Transcribe the listing in full, excluding any pictures.
## BEGIN Given information
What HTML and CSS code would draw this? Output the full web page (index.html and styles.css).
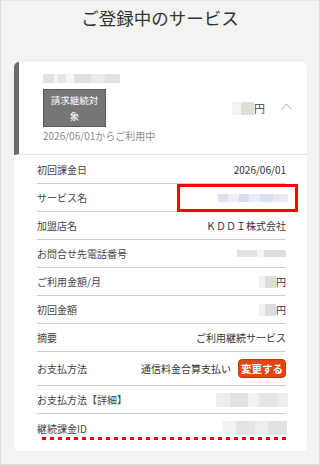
FILE: index.html
```html
<!DOCTYPE html>
<html lang="ja">
<head>
<meta charset="utf-8">
<meta name="viewport" content="width=device-width, initial-scale=1.0">
<title>ご登録中のサービス</title>
<link rel="stylesheet" href="styles.css">
</head>
<body>
<div class="page">
<h1 class="title">ご登録中のサービス</h1>

<div class="card">
  <div class="card-head">
    <div class="head-main">
      <span class="blur blur-name"></span>
      <div class="badge">請求継続対象</div>
      <div class="since">2026/06/01からご利用中</div>
    </div>
    <div class="head-side">
      <span class="blur blur-yen-head"></span><span class="yen">円</span>
      <svg class="chevron" width="11" height="7" viewBox="0 0 11 7"><path d="M0.5 6.5 L5.5 1 L10.5 6.5" fill="none" stroke="#a8a8a8" stroke-width="1"/></svg>
    </div>
  </div>

  <div class="rows">
    <div class="row">
      <span class="label">初回課金日</span>
      <span class="value">2026/06/01</span>
    </div>
    <div class="row row-mark">
      <span class="label">サービス名</span>
      <span class="blur blur-svc"></span>
      <span class="mark-box"></span>
    </div>
    <div class="row">
      <span class="label">加盟店名</span>
      <span class="value">ＫＤＤＩ株式会社</span>
    </div>
    <div class="row">
      <span class="label">お問合せ先電話番号</span>
      <span class="blur blur-tel"></span>
    </div>
    <div class="row">
      <span class="label">ご利用金額/月</span>
      <span class="value"><span class="blur blur-yen"></span>円</span>
    </div>
    <div class="row">
      <span class="label">初回金額</span>
      <span class="value"><span class="blur blur-yen"></span>円</span>
    </div>
    <div class="row">
      <span class="label">摘要</span>
      <span class="value">ご利用継続サービス</span>
    </div>
    <div class="row row-pay">
      <span class="label">お支払方法</span>
      <span class="value">通信料金合算支払い<a class="btn-change" href="#">変更する</a></span>
    </div>
    <div class="row">
      <span class="label">お支払方法【詳細】</span>
      <span class="blur blur-detail"></span>
    </div>
    <div class="row row-last">
      <span class="label">継続課金ID</span>
      <span class="blur blur-id"></span>
      <span class="mark-dots"></span>
    </div>
  </div>
</div>
</div>
</body>
</html>
```

FILE: styles.css
```css
body {
  margin: 0;
  background: #f3f3f1;
  font-family: "Noto Sans CJK JP", "Noto Sans", sans-serif;
  color: #333;
}
.page {
  height: 465px;
  box-sizing: border-box;
  border: 1px solid #dcdcdc;
  border-top-color: #e4e4e4;
}
.title {
  margin: 0;
  height: 61px;
  font-size: 17.5px;
  font-weight: 400;
  line-height: 34px;
  text-align: center;
  color: #333;
}

.card {
  margin: 0 12px 0 13px;
  background: #fff;
  border-radius: 5px;
  overflow: hidden;
  padding-bottom: 9px;
}
.card-head {
  height: 93px;
  box-sizing: border-box;
  display: flex;
  align-items: center;
  justify-content: space-between;
  border-left: 5px solid #6a6a6a;
  border-bottom: 1px solid #e0e0e0;
  padding: 0 15px 0 24px;
}
.head-main { display: flex; flex-direction: column; align-items: flex-start; }
.badge {
  width: 63px;
  box-sizing: border-box;
  margin-top: 6px;
  padding: 2px 5px;
  background: #767676;
  border: 1px solid #575757;
  color: #fff;
  font-size: 9.5px;
  line-height: 16px;
  text-align: center;
}
.since {
  margin-top: 1px;
  font-size: 10px;
  line-height: 15px;
  color: #8a8a8a;
}
.head-side { display: flex; align-items: center; }
.yen { font-size: 11px; color: #444; }
.chevron { margin-left: 16px; margin-top: -3px; }

.rows { padding: 1px 21px 0 23px; }
.row {
  position: relative;
  height: 28px;
  box-sizing: border-box;
  display: flex;
  align-items: center;
  justify-content: space-between;
  border-bottom: 1px solid #cfcfcf;
  font-size: 10px;
}
.row-pay { height: 34px; }
.row-last { border-bottom: none; }
.label { color: #444; }
.value { display: flex; align-items: center; color: #333; }

.btn-change {
  margin-left: 7px;
  width: 48px;
  height: 19px;
  box-sizing: border-box;
  display: flex;
  align-items: center;
  justify-content: center;
  background: #e2450f;
  border: 1px solid #c53a09;
  border-radius: 4px;
  color: #fff;
  font-size: 10.5px;
  font-weight: 700;
  text-decoration: none;
}

/* blurred (masked) values */
.blur { display: inline-block; filter: blur(0.7px); }
.blur-name {
  width: 77px;
  height: 9px;
  background: linear-gradient(90deg, #e2e2e2 0 14%, #f4f4f4 14% 20%, #e6e6e6 20% 30%, #f6f6f6 30% 40%, #e0e0e0 40% 62%, #ebebeb 62% 80%, #e3e3e3 80% 100%);
}
.blur-yen-head {
  width: 22px;
  height: 13px;
  background: linear-gradient(90deg, #f3f3f3 0 40%, #dedede 40% 100%);
}
.blur-svc {
  width: 70px;
  height: 8px;
  margin-right: -2px;
  background: linear-gradient(90deg, #dbe3f1 0 15%, #eef1f8 15% 30%, #d6dfee 30% 45%, #e8ecf5 45% 60%, #d9e1ef 60% 78%, #e6ebf4 78% 100%);
}
.blur-tel {
  width: 49px;
  height: 7px;
  background: linear-gradient(90deg, #e2e2e2 0 40%, #f4f4f4 40% 55%, #dedede 55% 100%);
}
.blur-yen {
  width: 17px;
  height: 12px;
  background: linear-gradient(90deg, #f2f2f2 0 35%, #dddddd 35% 100%);
}
.blur-detail {
  width: 72px;
  height: 14px;
  margin-right: -2px;
  background: linear-gradient(90deg, #eeeeee 0 20%, #e3e3e3 20% 45%, #f2f2f2 45% 60%, #e5e5e5 60% 85%, #ededed 85% 100%);
}
.blur-id {
  width: 64px;
  height: 14px;
  margin-right: -1px;
  background: linear-gradient(90deg, #f2f2f2 0 20%, #e4e4e4 20% 50%, #eeeeee 50% 70%, #e2e2e2 70% 100%);
}

/* red annotations */
.mark-box {
  position: absolute;
  left: 140px;
  right: -12px;
  top: 0;
  bottom: -1px;
  border: 3px solid #f00;
}
.mark-dots {
  position: absolute;
  left: 5px;
  right: 0;
  top: 23px;
  height: 3px;
  background: linear-gradient(90deg, #f00 0, #f00 4px, transparent 4px, transparent 8px);
  background-size: 8px 3px;
}
```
## END Given information
» **Solution to this task**:
What HTML and CSS code would draw this? Output the full web page (index.html and styles.css).
FILE: index.html
```html
<!DOCTYPE html>
<html lang="ja">
<head>
<meta charset="utf-8">
<meta name="viewport" content="width=device-width, initial-scale=1.0">
<title>ご登録中のサービス</title>
<link rel="stylesheet" href="styles.css">
</head>
<body>
<div class="page">
<h1 class="title">ご登録中のサービス</h1>

<div class="card">
  <div class="card-head">
    <div class="head-main">
      <span class="blur blur-name"></span>
      <div class="badge">請求継続対象</div>
      <div class="since">2026/06/01からご利用中</div>
    </div>
    <div class="head-side">
      <span class="blur blur-yen-head"></span><span class="yen">円</span>
      <svg class="chevron" width="11" height="7" viewBox="0 0 11 7"><path d="M0.5 6.5 L5.5 1 L10.5 6.5" fill="none" stroke="#a8a8a8" stroke-width="1"/></svg>
    </div>
  </div>

  <div class="rows">
    <div class="row">
      <span class="label">初回課金日</span>
      <span class="value">2026/06/01</span>
    </div>
    <div class="row row-mark">
      <span class="label">サービス名</span>
      <span class="blur blur-svc"></span>
      <span class="mark-box"></span>
    </div>
    <div class="row">
      <span class="label">加盟店名</span>
      <span class="value">ＫＤＤＩ株式会社</span>
    </div>
    <div class="row">
      <span class="label">お問合せ先電話番号</span>
      <span class="blur blur-tel"></span>
    </div>
    <div class="row">
      <span class="label">ご利用金額/月</span>
      <span class="value"><span class="blur blur-yen"></span>円</span>
    </div>
    <div class="row">
      <span class="label">初回金額</span>
      <span class="value"><span class="blur blur-yen"></span>円</span>
    </div>
    <div class="row">
      <span class="label">摘要</span>
      <span class="value">ご利用継続サービス</span>
    </div>
    <div class="row row-pay">
      <span class="label">お支払方法</span>
      <span class="value">通信料金合算支払い<a class="btn-change" href="#">変更する</a></span>
    </div>
    <div class="row">
      <span class="label">お支払方法【詳細】</span>
      <span class="blur blur-detail"></span>
    </div>
    <div class="row row-last">
      <span class="label">継続課金ID</span>
      <span class="blur blur-id"></span>
      <span class="mark-dots"></span>
    </div>
  </div>
</div>
</div>
</body>
</html>
```

FILE: styles.css
```css
body {
  margin: 0;
  background: #f3f3f1;
  font-family: "Noto Sans CJK JP", "Noto Sans", sans-serif;
  color: #333;
}
.page {
  height: 465px;
  box-sizing: border-box;
  border: 1px solid #dcdcdc;
  border-top-color: #e4e4e4;
}
.title {
  margin: 0;
  height: 61px;
  font-size: 17.5px;
  font-weight: 400;
  line-height: 34px;
  text-align: center;
  color: #333;
}

.card {
  margin: 0 12px 0 13px;
  background: #fff;
  border-radius: 5px;
  overflow: hidden;
  padding-bottom: 9px;
}
.card-head {
  height: 93px;
  box-sizing: border-box;
  display: flex;
  align-items: center;
  justify-content: space-between;
  border-left: 5px solid #6a6a6a;
  border-bottom: 1px solid #e0e0e0;
  padding: 0 15px 0 24px;
}
.head-main { display: flex; flex-direction: column; align-items: flex-start; }
.badge {
  width: 63px;
  box-sizing: border-box;
  margin-top: 6px;
  padding: 2px 5px;
  background: #767676;
  border: 1px solid #575757;
  color: #fff;
  font-size: 9.5px;
  line-height: 16px;
  text-align: center;
}
.since {
  margin-top: 1px;
  font-size: 10px;
  line-height: 15px;
  color: #8a8a8a;
}
.head-side { display: flex; align-items: center; }
.yen { font-size: 11px; color: #444; }
.chevron { margin-left: 16px; margin-top: -3px; }

.rows { padding: 1px 21px 0 23px; }
.row {
  position: relative;
  height: 28px;
  box-sizing: border-box;
  display: flex;
  align-items: center;
  justify-content: space-between;
  border-bottom: 1px solid #cfcfcf;
  font-size: 10px;
}
.row-pay { height: 34px; }
.row-last { border-bottom: none; }
.label { color: #444; }
.value { display: flex; align-items: center; color: #333; }

.btn-change {
  margin-left: 7px;
  width: 48px;
  height: 19px;
  box-sizing: border-box;
  display: flex;
  align-items: center;
  justify-content: center;
  background: #e2450f;
  border: 1px solid #c53a09;
  border-radius: 4px;
  color: #fff;
  font-size: 10.5px;
  font-weight: 700;
  text-decoration: none;
}

/* blurred (masked) values */
.blur { display: inline-block; filter: blur(0.7px); }
.blur-name {
  width: 77px;
  height: 9px;
  background: linear-gradient(90deg, #e2e2e2 0 14%, #f4f4f4 14% 20%, #e6e6e6 20% 30%, #f6f6f6 30% 40%, #e0e0e0 40% 62%, #ebebeb 62% 80%, #e3e3e3 80% 100%);
}
.blur-yen-head {
  width: 22px;
  height: 13px;
  background: linear-gradient(90deg, #f3f3f3 0 40%, #dedede 40% 100%);
}
.blur-svc {
  width: 70px;
  height: 8px;
  margin-right: -2px;
  background: linear-gradient(90deg, #dbe3f1 0 15%, #eef1f8 15% 30%, #d6dfee 30% 45%, #e8ecf5 45% 60%, #d9e1ef 60% 78%, #e6ebf4 78% 100%);
}
.blur-tel {
  width: 49px;
  height: 7px;
  background: linear-gradient(90deg, #e2e2e2 0 40%, #f4f4f4 40% 55%, #dedede 55% 100%);
}
.blur-yen {
  width: 17px;
  height: 12px;
  background: linear-gradient(90deg, #f2f2f2 0 35%, #dddddd 35% 100%);
}
.blur-detail {
  width: 72px;
  height: 14px;
  margin-right: -2px;
  background: linear-gradient(90deg, #eeeeee 0 20%, #e3e3e3 20% 45%, #f2f2f2 45% 60%, #e5e5e5 60% 85%, #ededed 85% 100%);
}
.blur-id {
  width: 64px;
  height: 14px;
  margin-right: -1px;
  background: linear-gradient(90deg, #f2f2f2 0 20%, #e4e4e4 20% 50%, #eeeeee 50% 70%, #e2e2e2 70% 100%);
}

/* red annotations */
.mark-box {
  position: absolute;
  left: 140px;
  right: -12px;
  top: 0;
  bottom: -1px;
  border: 3px solid #f00;
}
.mark-dots {
  position: absolute;
  left: 5px;
  right: 0;
  top: 23px;
  height: 3px;
  background: linear-gradient(90deg, #f00 0, #f00 4px, transparent 4px, transparent 8px);
  background-size: 8px 3px;
}
```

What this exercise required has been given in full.